Vaccini e libero mercato

La deroga  alla proprietà intellettuale dei vaccini proposta da  presidente Biden, è cosa importante, ma è altrettanto importante eliminare i vincoli alla loro  libera circolazione . Le due cose vanno insieme, come Draghi – questa volta – sembra invece aver perfettamente capito. Dal momento che l’Italia, che da sola non può farcela,  ha necessità di importare, per poter  disporre delle quantità necessarie di vaccino.  L’Italia, ripetiamo, ha bisogno di  mercati aperti (*) .

Per contro, la linea europea prevalente è quella di difendere la proprietà dei brevetti europei. Come però? Nascondendosi furbamente dietro i  proclami umanitari di  Ursula Von der Leyen.   La pupilla della Merkel ribatte a Biden  che   l’Unione europea già esporta la metà dei vaccini che produce, anche in paesi che non esportano. E che quindi – sia dato fiato alle trombe – l ‘Ue contribuisce al bene dell’umanità, eccetera,  eccetera. Per fare un battuta, Fantozzi, direbbe, “ com’ è  umana lei…”.

Va precisato  che la produzione  dei vaccini in tutto il mondo, come d’altra parte  asserito giustamente Draghi, gode di notevoli finanziamenti statali.  Di conseguenza, il mercato  farmaceutico  è un mercato  spurio. Il che rende sempre difficile le liberalizzazioni proprio causa degli interessi condivisi, spesso non troppo trasparenti,  tra stati e  grandi imprese.

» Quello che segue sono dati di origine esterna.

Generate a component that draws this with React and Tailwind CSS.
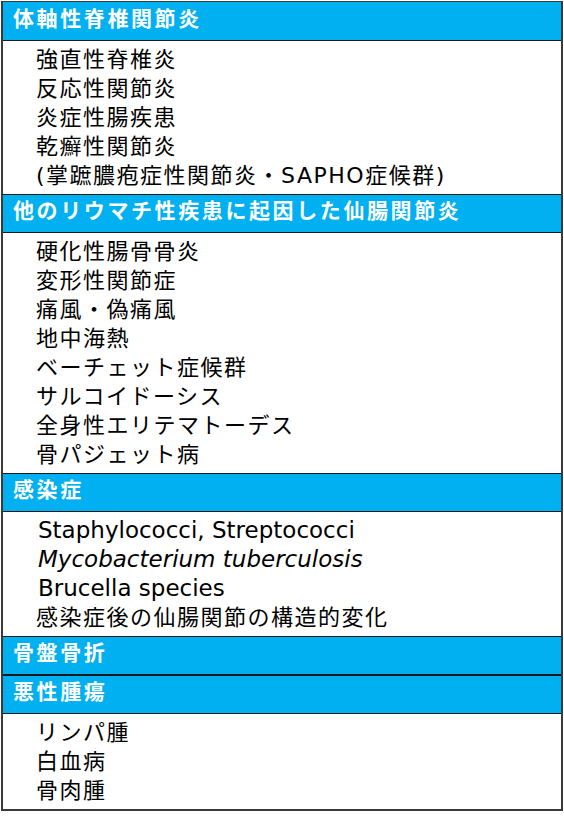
import React from "react";

const sections = [
  {
    title: "体軸性脊椎関節炎",
    items: ["強直性脊椎炎", "反応性関節炎", "炎症性腸疾患", "乾癬性関節炎", "(掌蹠膿疱症性関節炎・SAPHO症候群)"],
  },
  {
    title: "他のリウマチ性疾患に起因した仙腸関節炎",
    items: [
      "硬化性腸骨骨炎",
      "変形性関節症",
      "痛風・偽痛風",
      "地中海熱",
      "ベーチェット症候群",
      "サルコイドーシス",
      "全身性エリテマトーデス",
      "骨パジェット病",
    ],
  },
  {
    title: "感染症",
    items: [
      { text: "Staphylococci, Streptococci", latin: true },
      { text: "Mycobacterium tuberculosis", latin: true, italic: true },
      { text: "Brucella species", latin: true },
      "感染症後の仙腸関節の構造的変化",
    ],
  },
  { title: "骨盤骨折", items: [] },
  { title: "悪性腫瘍", items: ["リンパ腫", "白血病", "骨肉腫"] },
];

const font = { fontFamily: '"DejaVu Sans", "Noto Sans CJK JP", sans-serif' };

export default function App() {
  return (
    <div className="min-h-screen bg-white pt-[1px] pl-[1px]" style={font}>
      <div className="w-[562px] border-2 border-[#3a3a3a] border-t-[1.5px]">
        {sections.map((s, i) => (
          <div key={s.title}>
            <div
              className={
                "h-[39px] bg-[#00B0F0] pl-[10px] pb-[3px] flex items-center text-white font-bold text-[21px] tracking-[2.6px] border-b border-[#1a1a1a]" +
                (i > 0 ? " border-t border-[#1a1a1a]" : "")
              }
            >
              {s.title}
            </div>
            {s.items.length > 0 && (
              <div className="pt-[4px] pb-[4px] pl-[33px] text-[22px] leading-[29px] text-black">
                {s.items.map((it) => {
                  const t = typeof it === "string" ? it : it.text;
                  const latin = typeof it !== "string" && it.latin;
                  const italic = typeof it !== "string" && it.italic;
                  return (
                    <div
                      key={t}
                      className={latin ? "text-[23px] pl-[2px]" + (italic ? " italic" : "") : "tracking-[1.5px]"}
                    >
                      {t}
                    </div>
                  );
                })}
              </div>
            )}
          </div>
        ))}
      </div>
    </div>
  );
}
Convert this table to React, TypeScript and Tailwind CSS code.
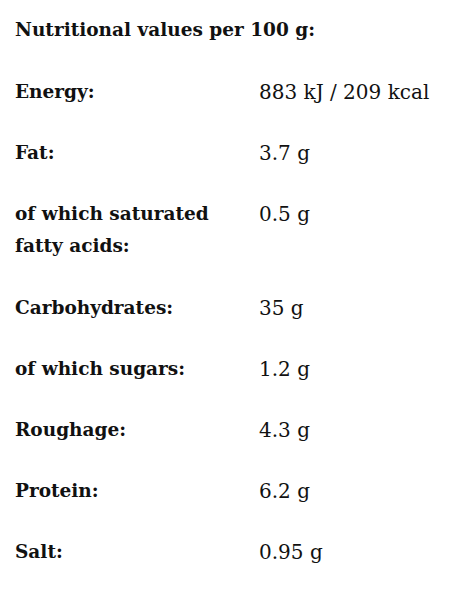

E qui va evitato un altro errore. Quale? Un passo indietro: l’alternativa alle liberalizzazioni – semplificando alla linea Biden-Draghi –  proposta dalle destre nazionaliste è  l’autarchia,  ossia  la  produzione e il  consumo di  vaccini “nazionali” a chilometro zero. Scelta retrograda, da economie terzomondiste, che però impone  investimenti a largo raggio (quindi di soldi che non ci sono), strutture adeguate (che latitano),  tempi lunghi (con l’epidemia che, come si dice in chiave ipnotica, “incombe”).  E in un paese come l’Italia, dove non esistono, almeno in termini di sviluppo a breve, le macrostrutture adatte, cioè un’ industria farmaceutica (come rete) di  grandi dimensioni mondiali.  

Pertanto, al primo posto delle cose da fare, ancora prima della liberalizzazione  dei brevetti (pur importante), andrebbe messa  l’apertura totale dei mercati e il libero transito dei vaccini.  Cosa che però all’Unione europea non può  piacere. E per quale ragione? Perché teme la penalizzazione delle industrie farmaceutiche francesi e tedesche. Quindi dietro i proclami umanitari di Ursula Von der Leyen si nasconde, la difesa precostituita  dell’intreccio governo-imprese farmaceutiche:  il mercato spurio, cui accennavamo.

Del resto lo stesso  plauso di Macron  è un  portato della stessa posizione autarchico-corporativa.  Posizione, ripetiamo, che non può non entrare in rotta di collisione con quei paesi  come l’Italia che non hanno  posizioni precostituite  da difendere. Il che spiega la scelta  “liberalizzante” di Draghi.

Insomma, dietro le belle frasi sulla generosità europea, si nascondono gli interessi nazional-corporativi delle due più forti economie europee, Germania e Francia. Anche in campo farmaceutico.

Di qui, l’importanza dell’apertura  di Draghi, soprattutto sul piano europeo.  

Apertura,  che non va intesa come un servile  sostegno  al  presidente Biden, ma come un atto  rivolto  a perseguire al tempo stesso gli interessi dell’Italia, del libero mercato  mondiale  e di un’ Unione Europea  aperta al mondo e  non chiusa sulle posizioni egoistiche di Germania e Francia.